Please write out the lines of the data exactly, beginning with the first and ending with the line containing "const highlighted = [12, 13];"; leave the pictures behind.

SOURCE DATA:
####

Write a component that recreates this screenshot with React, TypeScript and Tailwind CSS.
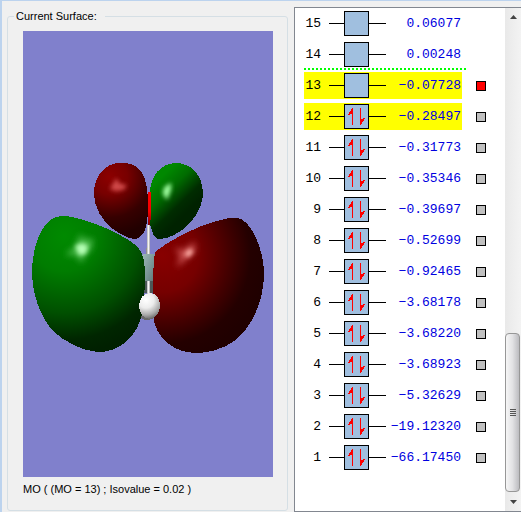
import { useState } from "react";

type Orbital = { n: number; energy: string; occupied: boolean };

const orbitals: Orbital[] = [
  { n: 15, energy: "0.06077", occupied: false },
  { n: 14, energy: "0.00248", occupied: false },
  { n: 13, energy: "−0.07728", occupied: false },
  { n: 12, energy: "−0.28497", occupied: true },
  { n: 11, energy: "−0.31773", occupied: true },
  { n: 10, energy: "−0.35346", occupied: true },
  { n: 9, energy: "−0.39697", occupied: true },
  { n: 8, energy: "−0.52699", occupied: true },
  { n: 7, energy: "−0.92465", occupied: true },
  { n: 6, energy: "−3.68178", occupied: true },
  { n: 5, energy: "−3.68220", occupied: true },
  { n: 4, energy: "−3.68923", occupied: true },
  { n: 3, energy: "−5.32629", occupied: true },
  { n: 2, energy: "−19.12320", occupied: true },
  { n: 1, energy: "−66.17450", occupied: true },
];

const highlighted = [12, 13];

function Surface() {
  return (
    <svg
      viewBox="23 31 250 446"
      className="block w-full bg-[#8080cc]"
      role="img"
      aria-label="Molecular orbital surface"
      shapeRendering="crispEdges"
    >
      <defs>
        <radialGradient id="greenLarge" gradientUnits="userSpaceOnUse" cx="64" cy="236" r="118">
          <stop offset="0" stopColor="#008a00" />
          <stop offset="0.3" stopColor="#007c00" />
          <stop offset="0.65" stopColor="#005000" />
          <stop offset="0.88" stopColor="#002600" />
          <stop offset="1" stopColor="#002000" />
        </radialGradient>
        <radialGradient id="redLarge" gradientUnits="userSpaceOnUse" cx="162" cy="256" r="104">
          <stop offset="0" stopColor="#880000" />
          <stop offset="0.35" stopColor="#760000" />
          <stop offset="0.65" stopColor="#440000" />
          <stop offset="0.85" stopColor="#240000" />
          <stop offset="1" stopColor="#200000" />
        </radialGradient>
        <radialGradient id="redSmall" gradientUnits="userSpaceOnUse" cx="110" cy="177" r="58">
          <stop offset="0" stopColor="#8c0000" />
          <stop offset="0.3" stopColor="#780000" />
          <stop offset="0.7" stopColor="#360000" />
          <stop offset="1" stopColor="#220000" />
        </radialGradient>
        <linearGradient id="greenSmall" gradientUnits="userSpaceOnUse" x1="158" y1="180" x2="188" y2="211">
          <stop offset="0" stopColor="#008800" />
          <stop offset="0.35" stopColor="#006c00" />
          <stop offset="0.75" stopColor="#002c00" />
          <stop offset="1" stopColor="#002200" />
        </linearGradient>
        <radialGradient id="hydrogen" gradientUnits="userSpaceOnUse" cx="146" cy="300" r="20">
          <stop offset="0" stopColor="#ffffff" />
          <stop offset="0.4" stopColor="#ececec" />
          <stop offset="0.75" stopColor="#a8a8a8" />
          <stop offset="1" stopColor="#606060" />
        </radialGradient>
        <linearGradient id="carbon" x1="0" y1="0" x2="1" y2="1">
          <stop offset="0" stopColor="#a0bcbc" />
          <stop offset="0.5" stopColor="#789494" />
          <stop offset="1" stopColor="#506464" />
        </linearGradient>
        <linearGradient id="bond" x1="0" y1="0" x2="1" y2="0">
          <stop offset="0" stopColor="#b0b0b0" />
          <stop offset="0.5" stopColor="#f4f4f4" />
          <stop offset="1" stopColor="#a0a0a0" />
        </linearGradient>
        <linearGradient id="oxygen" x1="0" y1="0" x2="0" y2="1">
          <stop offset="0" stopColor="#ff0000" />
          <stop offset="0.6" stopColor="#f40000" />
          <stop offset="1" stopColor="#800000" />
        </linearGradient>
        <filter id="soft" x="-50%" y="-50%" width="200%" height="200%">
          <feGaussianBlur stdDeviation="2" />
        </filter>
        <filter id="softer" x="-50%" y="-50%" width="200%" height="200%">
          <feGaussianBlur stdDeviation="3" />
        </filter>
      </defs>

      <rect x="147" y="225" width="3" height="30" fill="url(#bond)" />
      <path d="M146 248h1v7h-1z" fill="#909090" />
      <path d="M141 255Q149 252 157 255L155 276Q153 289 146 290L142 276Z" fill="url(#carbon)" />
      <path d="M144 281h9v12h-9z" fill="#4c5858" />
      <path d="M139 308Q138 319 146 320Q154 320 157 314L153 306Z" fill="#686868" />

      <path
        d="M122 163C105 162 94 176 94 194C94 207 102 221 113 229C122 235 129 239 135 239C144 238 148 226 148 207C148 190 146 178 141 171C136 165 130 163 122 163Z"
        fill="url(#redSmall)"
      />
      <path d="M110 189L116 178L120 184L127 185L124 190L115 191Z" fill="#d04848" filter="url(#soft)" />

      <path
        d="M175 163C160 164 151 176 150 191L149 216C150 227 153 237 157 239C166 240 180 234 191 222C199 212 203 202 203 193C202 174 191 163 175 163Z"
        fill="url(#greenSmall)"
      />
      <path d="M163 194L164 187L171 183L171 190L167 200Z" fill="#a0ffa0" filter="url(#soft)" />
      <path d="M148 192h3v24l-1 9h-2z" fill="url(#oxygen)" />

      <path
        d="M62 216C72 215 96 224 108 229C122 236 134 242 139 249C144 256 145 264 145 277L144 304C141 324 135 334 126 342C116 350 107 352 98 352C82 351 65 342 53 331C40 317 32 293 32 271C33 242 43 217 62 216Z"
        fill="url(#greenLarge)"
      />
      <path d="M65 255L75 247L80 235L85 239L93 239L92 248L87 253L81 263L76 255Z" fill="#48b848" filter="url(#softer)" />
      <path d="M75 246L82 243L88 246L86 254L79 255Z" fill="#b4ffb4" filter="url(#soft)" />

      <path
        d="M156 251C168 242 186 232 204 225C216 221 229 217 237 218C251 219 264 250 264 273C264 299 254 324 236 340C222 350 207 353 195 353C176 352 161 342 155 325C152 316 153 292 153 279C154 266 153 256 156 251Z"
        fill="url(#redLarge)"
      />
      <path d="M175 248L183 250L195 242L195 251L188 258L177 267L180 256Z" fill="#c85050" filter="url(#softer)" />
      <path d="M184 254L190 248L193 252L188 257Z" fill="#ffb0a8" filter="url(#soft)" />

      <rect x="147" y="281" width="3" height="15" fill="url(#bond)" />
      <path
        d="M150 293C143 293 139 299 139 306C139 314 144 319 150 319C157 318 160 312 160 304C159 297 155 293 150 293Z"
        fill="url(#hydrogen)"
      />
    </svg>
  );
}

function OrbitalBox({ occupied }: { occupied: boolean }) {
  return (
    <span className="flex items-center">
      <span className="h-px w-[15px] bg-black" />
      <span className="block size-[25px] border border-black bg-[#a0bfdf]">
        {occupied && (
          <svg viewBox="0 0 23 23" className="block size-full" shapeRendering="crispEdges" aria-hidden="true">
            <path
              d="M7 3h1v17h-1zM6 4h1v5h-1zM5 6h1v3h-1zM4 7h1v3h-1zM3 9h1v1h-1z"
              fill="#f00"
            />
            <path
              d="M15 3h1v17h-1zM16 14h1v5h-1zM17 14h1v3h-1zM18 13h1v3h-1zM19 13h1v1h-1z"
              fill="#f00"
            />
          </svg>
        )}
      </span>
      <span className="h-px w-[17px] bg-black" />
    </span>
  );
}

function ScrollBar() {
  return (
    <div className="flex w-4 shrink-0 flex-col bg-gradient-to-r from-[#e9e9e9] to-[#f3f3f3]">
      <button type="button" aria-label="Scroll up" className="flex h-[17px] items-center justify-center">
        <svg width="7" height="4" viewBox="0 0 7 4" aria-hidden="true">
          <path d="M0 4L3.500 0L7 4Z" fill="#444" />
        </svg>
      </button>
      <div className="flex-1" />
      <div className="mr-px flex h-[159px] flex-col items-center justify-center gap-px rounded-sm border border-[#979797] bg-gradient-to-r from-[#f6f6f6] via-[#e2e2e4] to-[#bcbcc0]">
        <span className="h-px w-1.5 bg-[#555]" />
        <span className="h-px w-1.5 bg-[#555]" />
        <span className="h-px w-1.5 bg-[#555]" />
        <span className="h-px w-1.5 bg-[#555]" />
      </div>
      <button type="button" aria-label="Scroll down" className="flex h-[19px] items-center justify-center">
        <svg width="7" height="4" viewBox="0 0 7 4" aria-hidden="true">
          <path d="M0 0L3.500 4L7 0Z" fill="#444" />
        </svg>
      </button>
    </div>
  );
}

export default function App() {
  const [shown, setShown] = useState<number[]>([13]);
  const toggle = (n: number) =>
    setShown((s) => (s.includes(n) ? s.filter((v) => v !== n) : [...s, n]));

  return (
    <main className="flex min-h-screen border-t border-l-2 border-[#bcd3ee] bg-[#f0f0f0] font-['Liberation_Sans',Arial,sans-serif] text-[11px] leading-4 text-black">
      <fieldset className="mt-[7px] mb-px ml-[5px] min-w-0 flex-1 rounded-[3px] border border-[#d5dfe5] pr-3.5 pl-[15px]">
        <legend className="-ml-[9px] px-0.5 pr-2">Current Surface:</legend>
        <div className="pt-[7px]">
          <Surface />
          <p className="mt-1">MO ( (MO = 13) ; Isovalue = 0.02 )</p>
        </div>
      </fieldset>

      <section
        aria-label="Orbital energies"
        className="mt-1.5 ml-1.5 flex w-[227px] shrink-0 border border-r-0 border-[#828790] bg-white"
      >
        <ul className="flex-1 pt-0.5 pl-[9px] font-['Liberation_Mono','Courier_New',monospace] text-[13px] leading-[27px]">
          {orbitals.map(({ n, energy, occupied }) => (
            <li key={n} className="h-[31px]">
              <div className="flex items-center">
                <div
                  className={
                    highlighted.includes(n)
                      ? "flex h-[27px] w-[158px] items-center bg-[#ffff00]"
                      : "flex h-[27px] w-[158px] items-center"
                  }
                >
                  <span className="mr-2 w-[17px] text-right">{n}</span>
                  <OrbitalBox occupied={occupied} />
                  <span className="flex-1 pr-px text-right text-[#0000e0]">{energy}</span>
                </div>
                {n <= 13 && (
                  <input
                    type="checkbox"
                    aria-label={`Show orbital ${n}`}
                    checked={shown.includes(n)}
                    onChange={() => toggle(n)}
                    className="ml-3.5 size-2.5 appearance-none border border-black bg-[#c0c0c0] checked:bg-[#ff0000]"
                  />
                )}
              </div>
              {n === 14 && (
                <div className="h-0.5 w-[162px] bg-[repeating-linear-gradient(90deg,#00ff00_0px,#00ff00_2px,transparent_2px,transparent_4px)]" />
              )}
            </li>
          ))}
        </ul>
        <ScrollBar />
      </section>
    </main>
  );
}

####

WORKED SOLUTION:
Write a component that recreates this screenshot with React, TypeScript and Tailwind CSS.
import { useState } from "react";

type Orbital = { n: number; energy: string; occupied: boolean };

const orbitals: Orbital[] = [
  { n: 15, energy: "0.06077", occupied: false },
  { n: 14, energy: "0.00248", occupied: false },
  { n: 13, energy: "−0.07728", occupied: false },
  { n: 12, energy: "−0.28497", occupied: true },
  { n: 11, energy: "−0.31773", occupied: true },
  { n: 10, energy: "−0.35346", occupied: true },
  { n: 9, energy: "−0.39697", occupied: true },
  { n: 8, energy: "−0.52699", occupied: true },
  { n: 7, energy: "−0.92465", occupied: true },
  { n: 6, energy: "−3.68178", occupied: true },
  { n: 5, energy: "−3.68220", occupied: true },
  { n: 4, energy: "−3.68923", occupied: true },
  { n: 3, energy: "−5.32629", occupied: true },
  { n: 2, energy: "−19.12320", occupied: true },
  { n: 1, energy: "−66.17450", occupied: true },
];

const highlighted = [12, 13];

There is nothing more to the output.